The answers point to whether you need a local fix or a system change. For many operations managers, the real issue is not just a dead zone. It is that the business has outgrown location-limited radio coverage altogether.
Why many businesses are moving away from traditional radio infrastructure
The older model asks businesses to solve coverage with more equipment - more repeaters, more tuning, more maintenance, more planning. That can work, but it also ties communication performance to infrastructure that you own and have to support.
Modern operations often need something faster and more flexible. They want radios that arrive ready to use, work across the country, and do not require tower planning or complex deployment. They want predictable monthly costs instead of infrastructure surprises. They want managers to reach a driver, a warehouse lead, and a field technician instantly, even if those people are miles apart.
That is why companies increasingly choose PoC radios from providers like PeakPTT. The value is not just broader coverage. It is faster rollout, lower infrastructure burden, and communication that matches how teams actually work now.

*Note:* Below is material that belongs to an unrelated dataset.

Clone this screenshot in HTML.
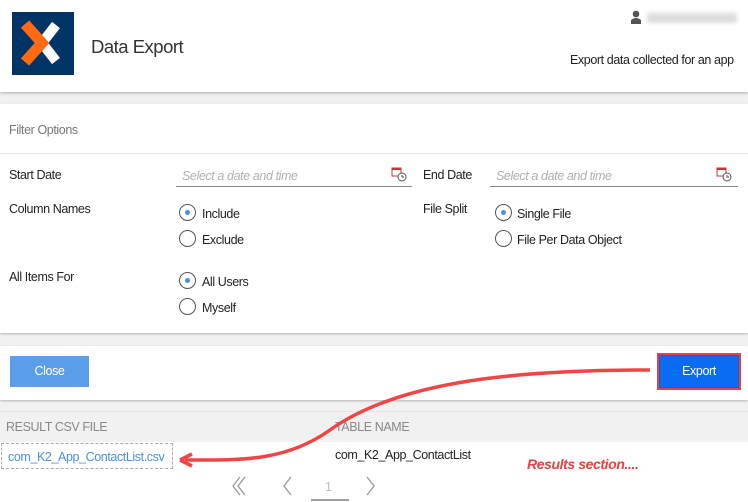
<!DOCTYPE html>
<html><head><style>
*{margin:0;padding:0;box-sizing:border-box}
body{width:748px;height:502px;overflow:hidden;background:#f1f1f1;font-family:"Liberation Sans",Arial,sans-serif;font-size:12.5px;color:#222;position:relative;letter-spacing:-0.4px}
.a{position:absolute}
.radio{position:absolute;width:17px;height:17px;border:1px solid #555;border-radius:50%;background:#fff}
.radio.on::after{content:"";position:absolute;left:5px;top:5px;width:5px;height:5px;border-radius:50%;background:#4a90e2}
.rl{position:absolute;color:#222}
.inp{position:absolute;border-bottom:1px solid #888;height:22px}
.ph{position:absolute;color:#b0b0b0;font-style:italic}
</style></head><body>
<div class="a" style="left:0;top:0;width:748px;height:92px;background:#fff;box-shadow:0 1px 3px rgba(0,0,0,.3)"></div>
<div class="a" style="left:12px;top:12px;width:62px;height:63px;background:#003366"></div>
<svg class="a" style="left:12px;top:12px" width="62" height="63">
<polyline points="44,13 30,31 44,49" stroke="#fff" stroke-width="10" fill="none"/>
<polyline points="13,12 30,31 13,50" stroke="#ff6a13" stroke-width="11" fill="none"/>
</svg>
<div class="a" style="left:91px;top:36px;font-size:18.5px;color:#333;letter-spacing:-0.5px">Data Export</div>
<svg class="a" style="left:631px;top:10px" width="10" height="14"><circle cx="5" cy="4" r="3.3" fill="#555"/><path d="M0,14 L0,10 Q5,6 10,10 L10,14Z" fill="#555"/></svg>
<div class="a" style="left:647px;top:13px;width:90px;height:10px;background:#ddd;filter:blur(2px)"></div>
<div class="a" style="left:570px;top:53px">Export data collected for an app</div>

<div class="a" style="left:0;top:104px;width:748px;height:229px;background:#fff;box-shadow:0 1px 2px rgba(0,0,0,.25)"></div>
<div class="a" style="left:9px;top:123px;color:#777">Filter Options</div>
<div class="a" style="left:0;top:153px;width:748px;height:1px;background:#e3e3e3"></div>
<div class="a" style="left:9px;top:168px">Start Date</div>
<div class="inp" style="left:176px;top:165px;width:236px"></div>
<div class="ph" style="left:182px;top:169px">Select a date and time</div>
<div class="a" style="left:423px;top:168px">End Date</div>
<div class="inp" style="left:490px;top:165px;width:248px"></div>
<div class="ph" style="left:496px;top:169px">Select a date and time</div>
<svg class="a" style="left:391px;top:166px" width="16" height="16"><rect x="1" y="2" width="9" height="8" fill="#fff" stroke="#c33" stroke-width="1"/><rect x="1" y="2" width="9" height="2" fill="#c33"/><circle cx="11" cy="11" r="4" fill="#fff" stroke="#555"/><path d="M11,9v2h2" stroke="#555" fill="none"/></svg>
<svg class="a" style="left:716px;top:166px" width="16" height="16"><rect x="1" y="2" width="9" height="8" fill="#fff" stroke="#c33" stroke-width="1"/><rect x="1" y="2" width="9" height="2" fill="#c33"/><circle cx="11" cy="11" r="4" fill="#fff" stroke="#555"/><path d="M11,9v2h2" stroke="#555" fill="none"/></svg>

<div class="a" style="left:9px;top:202px">Column Names</div>
<div class="radio on" style="left:179px;top:204px"></div><div class="rl" style="left:202px;top:207px">Include</div>
<div class="radio" style="left:179px;top:230px"></div><div class="rl" style="left:202px;top:233px">Exclude</div>
<div class="a" style="left:423px;top:202px">File Split</div>
<div class="radio on" style="left:495px;top:204px"></div><div class="rl" style="left:517px;top:207px">Single File</div>
<div class="radio" style="left:495px;top:230px"></div><div class="rl" style="left:517px;top:233px">File Per Data Object</div>
<div class="a" style="left:9px;top:270px">All Items For</div>
<div class="radio on" style="left:179px;top:272px"></div><div class="rl" style="left:202px;top:275px">All Users</div>
<div class="radio" style="left:179px;top:298px"></div><div class="rl" style="left:202px;top:301px">Myself</div>

<div class="a" style="left:0;top:346px;width:748px;height:54px;background:#fff;box-shadow:0 1px 2px rgba(0,0,0,.25)"></div>
<div class="a" style="left:10px;top:356px;width:79px;height:31px;background:#5b9ee9;color:#fff;text-align:center;line-height:31px">Close</div>
<div class="a" style="left:657px;top:353px;width:84px;height:37px;border:2px solid #e84040;background:#1a5fb8;padding:1px"><div style="background:#0a6cf2;width:100%;height:100%;color:#fff;text-align:center;line-height:31px">Export</div></div>

<div class="a" style="left:0;top:411px;width:748px;height:1px;background:#e3e3e3"></div>
<div class="a" style="left:6px;top:420px;color:#888">RESULT CSV FILE</div>
<div class="a" style="left:335px;top:420px;color:#888">TABLE NAME</div>
<div class="a" style="left:0;top:442px;width:748px;height:60px;background:#fff"></div>
<div class="a" style="left:1px;top:443px;width:172px;height:26px;border:1px dashed #aaa"></div>
<div class="a" style="left:8px;top:450px;color:#4a90e2">com_K2_App_ContactList.csv</div>
<div class="a" style="left:335px;top:448px">com_K2_App_ContactList</div>
<div class="a" style="left:527px;top:456px;color:#e84040;font-weight:bold;font-style:italic;font-size:14px">Results section....</div>
<svg class="a" style="left:225px;top:474px" width="160" height="28" fill="none" stroke="#999" stroke-width="1.3"><path d="M15,3l-7,9 7,9M20,3l-7,9 7,9M66,3l-7,9 7,9M142,3l7,9-7,9"/><path d="M86,26h38" stroke="#666"/></svg>
<div class="a" style="left:325px;top:480px;color:#bbb">1</div>

<svg class="a" style="left:0;top:340px" width="748" height="140" fill="none"><path d="M650,30 C520,30 400,40 330,90 C285,122 240,120 185,120" stroke="#f04545" stroke-width="3.5"/><path d="M180,120 l12,-6 M180,120 l12,6" stroke="#f04545" stroke-width="3.5"/></svg>
</body></html>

What better coverage really changes
When dead zones disappear, communication becomes operational again instead of aspirational. Dispatch happens faster. Supervisors stop repeating themselves. Warehouse teams coordinate picks and dock activity without delays. Security teams respond with less confusion. Field crews stay connected without juggling phones and callback chains.
That improvement is not only about convenience. It affects labor efficiency, safety response, customer timelines, and management visibility. In many businesses, communication gaps get normalized because they have existed for so long. Once they are removed, teams feel the difference immediately.
If your current radios go silent in the places that matter most, the answer is not always more patchwork. Sometimes the smarter move is choosing a system built to eliminate the limits that created the dead zones in the first place. The fastest communication system is the one your team never has to think about when the work gets busy.